05/31/2021
World MS (Multiple Sclerosis) Day is typically observed on May 30 each year. Established by the Multiple Sclerosis International Federation (MSIF) in 2009, World MS Day seeks to unite the global MS community of more than 2.3 million people “to share stories, raise awareness, and campaign with and for everyone affected” by the condition.
At CBI Health - Truro, we want to use this day to recognize one of our team members, Ms. Gwyn Bellefontaine (Registered Massage Therapist) who was diagnosed with MS 11 years ago. This is her message and her story on World MS Day:
"The month of May is Multiple Sclerosis Awareness and I have been inundated with information and group chats and donation pages. The research, the outreach groups, everyone wants to help in some way or another but in actual fact, it's up to you.
Everyone diagnosed with MS has a different story because of the way this disease works. Multiple means many and Sclerosis is a hardening or thickening of tissue and in the case of MS, a group of nerve fibres in the brain have lost the coating (myelin) to expose the nerves and may have caused nerve breakage and cell death. In the MRI, this shows up as clumps where the brain is affected, sometimes called “brain plaque”.
I was diagnosed with MS in November 2010 due to optic neuritis in which I went blind for about 3 weeks. The previous two months of severe pain of the eyeballs and sinuous pressure, sore neck, now doesn't seem quite as bad as the diagnosis itself. I was immediately in denial, there were no genetic links within my family, there was no reason for me to be going blind, there must be a mistake. I was a healthy, athletic forty-something farm girl. I was training for a marathon. Just give me the prescription and I'll be on my way.
Oh, to be so naive again. My prescription was a five day prednisone drip to reduce the swelling of my eyeballs to take the pressure off the optic nerves. My vision was slow to return but I had colour distortion in my left eye as a result. I was told that this was called an “episode” and that I have relapsing-remitting MS and it will probably happen again.
It took another year, another MRI, another neurologist with a second opinion before I started to accept that maybe, just maybe, I have multiple sclerosis.
I was weak from the pain and weight loss (when I walked, a lightning bolt of pain would zap from my heels to my eyeballs so I didn't walk anywhere and after a week or so of not getting off the couch, not realizing that another day had gone by that I hadn't gone to the kitchen to find food, I had lost 20lbs and was quite weak). I had been in the process of a career development plan through Employment Insurance to be a massage therapist, filling out the paperwork, checking what schools I could go to, would I have to move, and now I was being denied because of a few months of setback that I was pretty sure I would recover from. According to my EI spokesperson, she could not sponsor me because she didn't know if I would be strong enough to be a massage therapist. I even argued my point that a blind massage therapist would be better because you treat with your hands, not your eyes. But she was concerned about my strength not my vision.
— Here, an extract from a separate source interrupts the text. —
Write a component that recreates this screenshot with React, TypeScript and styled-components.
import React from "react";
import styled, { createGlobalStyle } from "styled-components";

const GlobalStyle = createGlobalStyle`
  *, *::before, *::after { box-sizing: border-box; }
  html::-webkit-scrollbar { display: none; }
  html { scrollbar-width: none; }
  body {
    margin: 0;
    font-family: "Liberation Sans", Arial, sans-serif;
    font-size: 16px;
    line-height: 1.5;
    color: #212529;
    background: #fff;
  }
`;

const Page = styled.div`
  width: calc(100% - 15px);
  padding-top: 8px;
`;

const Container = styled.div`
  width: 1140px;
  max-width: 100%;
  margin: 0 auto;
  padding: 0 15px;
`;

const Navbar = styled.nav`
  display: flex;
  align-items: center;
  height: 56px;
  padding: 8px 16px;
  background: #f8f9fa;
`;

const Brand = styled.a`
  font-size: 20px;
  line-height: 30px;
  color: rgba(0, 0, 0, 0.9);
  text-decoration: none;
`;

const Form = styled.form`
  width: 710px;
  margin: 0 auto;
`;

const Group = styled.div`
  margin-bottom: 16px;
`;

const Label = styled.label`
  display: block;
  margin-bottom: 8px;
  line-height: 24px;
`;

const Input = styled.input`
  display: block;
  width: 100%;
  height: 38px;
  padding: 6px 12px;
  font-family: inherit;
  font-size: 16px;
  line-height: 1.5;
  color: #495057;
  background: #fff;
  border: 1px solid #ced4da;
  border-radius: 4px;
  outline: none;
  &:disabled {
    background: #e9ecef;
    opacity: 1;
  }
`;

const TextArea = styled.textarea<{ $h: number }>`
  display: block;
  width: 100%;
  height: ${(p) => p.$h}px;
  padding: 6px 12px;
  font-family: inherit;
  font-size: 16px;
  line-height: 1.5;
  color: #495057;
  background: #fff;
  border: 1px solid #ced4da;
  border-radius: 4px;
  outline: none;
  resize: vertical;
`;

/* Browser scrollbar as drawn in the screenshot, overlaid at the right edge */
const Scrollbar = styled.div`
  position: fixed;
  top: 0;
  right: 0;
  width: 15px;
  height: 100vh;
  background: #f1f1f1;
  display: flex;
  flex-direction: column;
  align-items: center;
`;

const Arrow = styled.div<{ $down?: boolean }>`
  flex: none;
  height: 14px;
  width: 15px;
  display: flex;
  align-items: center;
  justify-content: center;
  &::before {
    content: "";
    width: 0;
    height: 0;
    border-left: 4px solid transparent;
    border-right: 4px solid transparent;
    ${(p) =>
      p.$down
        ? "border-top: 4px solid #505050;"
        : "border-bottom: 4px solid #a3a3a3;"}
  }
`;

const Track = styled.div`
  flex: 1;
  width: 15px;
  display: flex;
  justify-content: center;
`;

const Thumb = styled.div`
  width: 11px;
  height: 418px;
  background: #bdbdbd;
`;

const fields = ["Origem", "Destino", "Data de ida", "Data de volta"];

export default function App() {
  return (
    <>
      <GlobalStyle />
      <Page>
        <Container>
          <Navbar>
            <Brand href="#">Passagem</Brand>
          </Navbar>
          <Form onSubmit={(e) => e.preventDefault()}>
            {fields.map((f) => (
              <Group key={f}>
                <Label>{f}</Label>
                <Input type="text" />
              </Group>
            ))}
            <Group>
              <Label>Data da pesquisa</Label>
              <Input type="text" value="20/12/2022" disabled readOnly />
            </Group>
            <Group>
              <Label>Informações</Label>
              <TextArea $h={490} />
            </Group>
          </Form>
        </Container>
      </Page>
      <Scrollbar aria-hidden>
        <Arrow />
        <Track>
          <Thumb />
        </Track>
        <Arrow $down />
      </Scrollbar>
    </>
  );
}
I am not one to BE my disease. Being a farm girl at heart, I took a job at a local dairy farm and got stronger. I got back to training for a marathon with my community of runners. I ran the PEI marathon in the fall of 2011 and kept training to run the Ottawa marathon in the spring of 2012.
In the past 10+ years, I have changed careers from dairy farming to go back to school and start a new career at 50 as a massage therapist. I am not going be my disease, even though it is always on my mind. I have also kept in mind that although my eyes were affected, at any time, any other part of my body might be affected. I had heard of people waking up and not being able to move a leg or an arm. My thoughts were that if I did lose the mobility of a leg, is the rest of my body strong enough to get me out of bed? Am I strong enough to get off the floor if I fell? It has been up to me to be the strongest that I can be so that in the event of another episode, whatever that may be, I am able to deal with it.
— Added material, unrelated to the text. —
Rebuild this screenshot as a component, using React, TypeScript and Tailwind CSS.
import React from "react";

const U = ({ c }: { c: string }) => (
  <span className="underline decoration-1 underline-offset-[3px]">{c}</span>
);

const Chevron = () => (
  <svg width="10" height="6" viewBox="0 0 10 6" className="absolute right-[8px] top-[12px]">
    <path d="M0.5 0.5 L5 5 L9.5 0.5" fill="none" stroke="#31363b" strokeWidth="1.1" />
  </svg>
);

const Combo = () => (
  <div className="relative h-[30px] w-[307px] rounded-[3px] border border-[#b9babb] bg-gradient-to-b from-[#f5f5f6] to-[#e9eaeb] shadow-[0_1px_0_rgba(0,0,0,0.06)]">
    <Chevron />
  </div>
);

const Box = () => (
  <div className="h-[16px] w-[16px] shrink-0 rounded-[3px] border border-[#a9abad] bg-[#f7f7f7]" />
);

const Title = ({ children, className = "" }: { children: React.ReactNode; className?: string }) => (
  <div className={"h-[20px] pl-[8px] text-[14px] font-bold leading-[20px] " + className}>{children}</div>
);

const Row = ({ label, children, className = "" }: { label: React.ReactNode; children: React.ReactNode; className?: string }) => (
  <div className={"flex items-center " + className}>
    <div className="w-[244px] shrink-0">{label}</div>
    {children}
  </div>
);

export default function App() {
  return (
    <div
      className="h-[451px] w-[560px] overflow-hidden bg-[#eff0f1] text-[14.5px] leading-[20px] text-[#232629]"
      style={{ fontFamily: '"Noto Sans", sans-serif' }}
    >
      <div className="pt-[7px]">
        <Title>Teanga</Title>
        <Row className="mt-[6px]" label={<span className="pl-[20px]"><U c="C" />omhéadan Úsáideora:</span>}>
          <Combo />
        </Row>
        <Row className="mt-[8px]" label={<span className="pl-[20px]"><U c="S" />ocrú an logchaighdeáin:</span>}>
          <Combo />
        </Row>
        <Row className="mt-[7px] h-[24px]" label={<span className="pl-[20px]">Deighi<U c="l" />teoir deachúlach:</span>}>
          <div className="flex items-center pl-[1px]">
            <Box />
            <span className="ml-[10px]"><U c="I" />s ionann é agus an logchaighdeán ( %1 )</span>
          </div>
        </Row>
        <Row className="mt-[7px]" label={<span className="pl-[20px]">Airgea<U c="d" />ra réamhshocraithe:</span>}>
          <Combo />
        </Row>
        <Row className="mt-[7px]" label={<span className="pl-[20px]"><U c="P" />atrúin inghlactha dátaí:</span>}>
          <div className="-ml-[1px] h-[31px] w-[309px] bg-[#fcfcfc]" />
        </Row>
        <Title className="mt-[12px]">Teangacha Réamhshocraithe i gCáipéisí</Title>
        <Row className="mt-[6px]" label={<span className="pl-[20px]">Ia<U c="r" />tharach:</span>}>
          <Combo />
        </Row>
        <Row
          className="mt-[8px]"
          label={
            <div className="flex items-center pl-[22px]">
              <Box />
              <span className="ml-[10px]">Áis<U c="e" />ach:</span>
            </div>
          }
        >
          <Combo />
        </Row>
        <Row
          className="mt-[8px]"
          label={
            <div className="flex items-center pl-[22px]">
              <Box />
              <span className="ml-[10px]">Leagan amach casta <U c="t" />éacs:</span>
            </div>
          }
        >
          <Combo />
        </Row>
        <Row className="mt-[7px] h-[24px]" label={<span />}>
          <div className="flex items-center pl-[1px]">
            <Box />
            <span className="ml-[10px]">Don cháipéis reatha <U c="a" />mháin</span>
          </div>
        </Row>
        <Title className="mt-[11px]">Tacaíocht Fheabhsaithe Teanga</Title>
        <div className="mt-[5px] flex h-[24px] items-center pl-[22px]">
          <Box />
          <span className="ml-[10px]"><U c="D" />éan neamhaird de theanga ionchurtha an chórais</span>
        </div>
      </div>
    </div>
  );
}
As a massage therapist, I want to remain strong enough to give all of my clients the treatment they need. Besides being strong enough, I have learned so much more about this disease. I have even suggested to a few clients that they go talk to their doctor because my clinical impression was that they were exhibiting signs and symptoms of MS. In treating clients with MS, I am not their symptoms and treat according to the clients’ symptoms.
With many clients I have incorporated Craniosacral Therapy and Visceral Manipulation in my treatments. My latest course was called “Touching the Brain” which deals with nerves, myelin sheath development, and healing, touching on subjects such as Multiple Sclerosis, brain trauma and concussion.
This is my story. I don't exhibit symptoms of my diagnosis but I am aware of the phenomenon and the tangibility of this diagnosis."